Yes, these are strong words…
Even more so because my role is far more often to smooth over differences between software vendors, and help them find ways to cooperate. First and foremost, however, I’m an advocate for the consumer, who (for obvious reasons) has to trust that responsible software companies will do the right thing. Secondarily, I’m an advocate for PDF itself, the embodiment (in principle, and usually, in fact) of reliability and interoperability in pages and documents.
It’s not for nothing that the National Archives and Records Administration’s latest guidance on archiving to US federal agencies requires “valid” files.

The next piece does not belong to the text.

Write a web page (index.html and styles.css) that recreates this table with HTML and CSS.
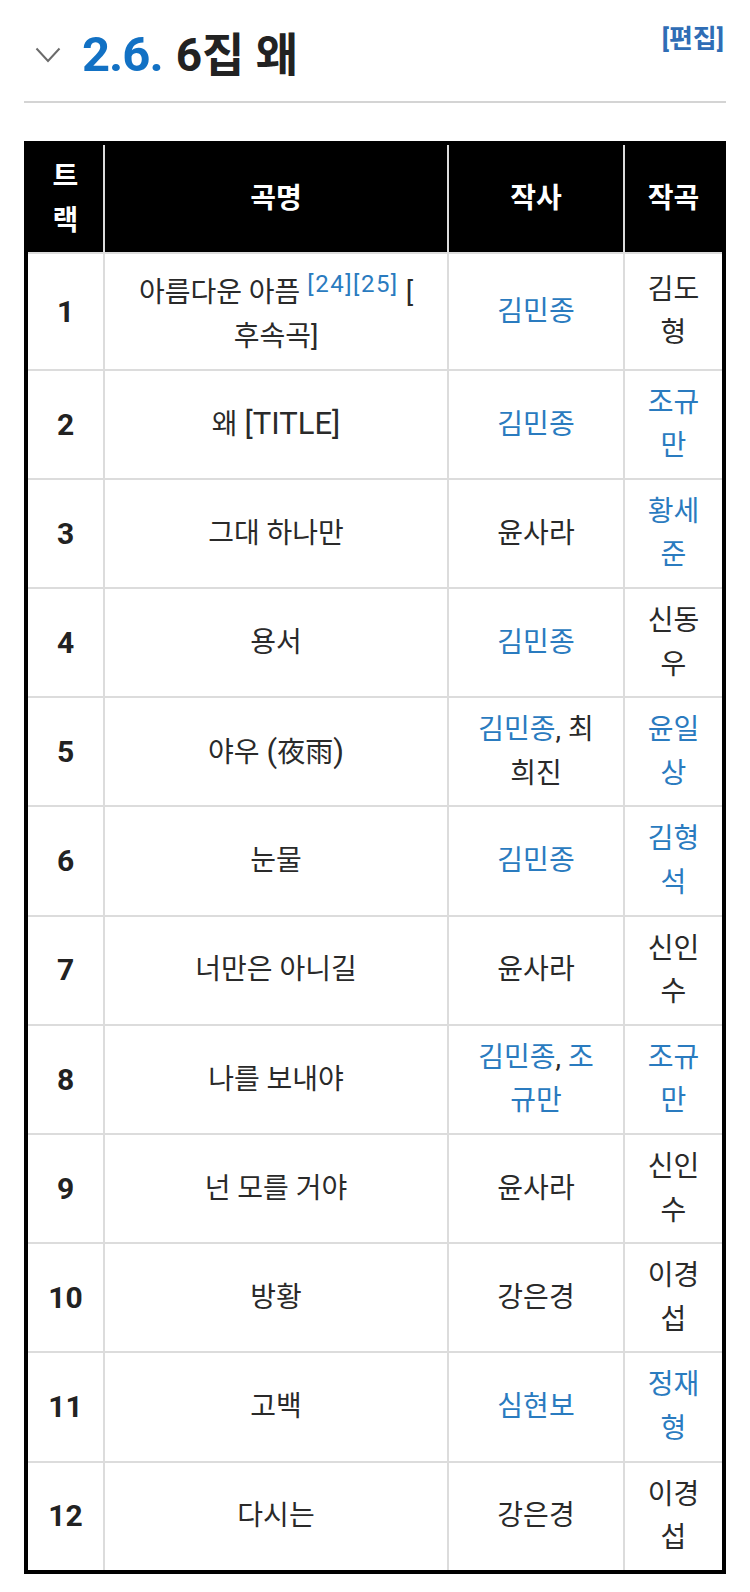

10 examples of how Preview fails to meet the standard, with dire consequences
The following table displays a few of the more obvious ways in which Preview fails to meet current ISO standards for PDF, not to mention standards of common courtesy to valued customers. In each case Apple has an easy way out if they prefer not to support the feature: warn the user.
Behavior in 10.9.2
|No support for digital signatures||Viewing||Loss of access, misrepresentation||Digital signatures are not acknowledged||If Apple chooses not to support Digital Signatures Preview should warn the user that the PDF is digitally signed.|
|Destroys digital signatures||Saving||Data loss without warning, misrepresentation||The signature is destroyed; an image is substituted||If Apple chooses not to support Digital Signatures then Preview should refuse to edit a signed file or else warn that the signature will be lost. Pretending the signature is still intact is a gross misrepresentation.|
|Ignores Tagged PDF||Viewing||Inaccessible||VoiceOver does not use Tagged PDF and thus cannot follow the logical structure of the document||If Apple chooses not to support Tagged PDF for accessibility that is their prerogative, but if so cannot claim to support PDF with their accessibility software|
|Destroys Tagged PDF||Saving||Data loss without warning||Existing tags are deleted||If Apple chooses not to support Tagged PDF then Preview should either:
(1) Leave existing tags intact, or
(2) Warn that the tags will be lost on save
|Ignores PDF/A||Viewing||Misrepresentation||Users get no indication of PDF/A status||If Apple chooses not to support PDF/A they could still advise the user that the file claims PDF/A compliance|
|Destroys PDF/A||Saving||Data loss without warning, misrepresentation.||PDF/A status is compromised, but the PDF/A flag remains, misleading the user!||If Apple chooses not to support PDF/A the very least they can do is remove the PDF/A flag when saving the file|
|Ignores attachments||Viewing||Loss of access||Preview does not expose files attached to a PDF||If Apple chooses not to support the attached files feature of PDF they should warn the user on opening that "this file contains attachments which are not available in Preview".|
|Destroys attachments||Saving||Data loss without warning||Attached files are deleted||If Apple chooses not to support the attached files feature of PDF the very least they can do is warn the user before saving, or better, simply leave the attachment alone!|
|Poor support for standard PDF encryption||Viewing||Loss of access, misrepresentation||File cannot be opened, even with the correct password. The user is incorrectly advised that their password is invalid||If Apple chooses not to support standard PDF encryption they should tell the user the facts, not erroneously report an “invalid password”|
|Destroys OCGs||Saving||Data loss without warning||OCGs (a.k.a. “Layers”) are flattened into a single layer||If Apple chooses not to support OCGs they should warn the user before flattening the file!|
Note: The above opinions are mine alone. I am not speaking as Project Leader of ISO 32000, nor as Vice Chairman of the PDF Association. The facts, however, are the facts.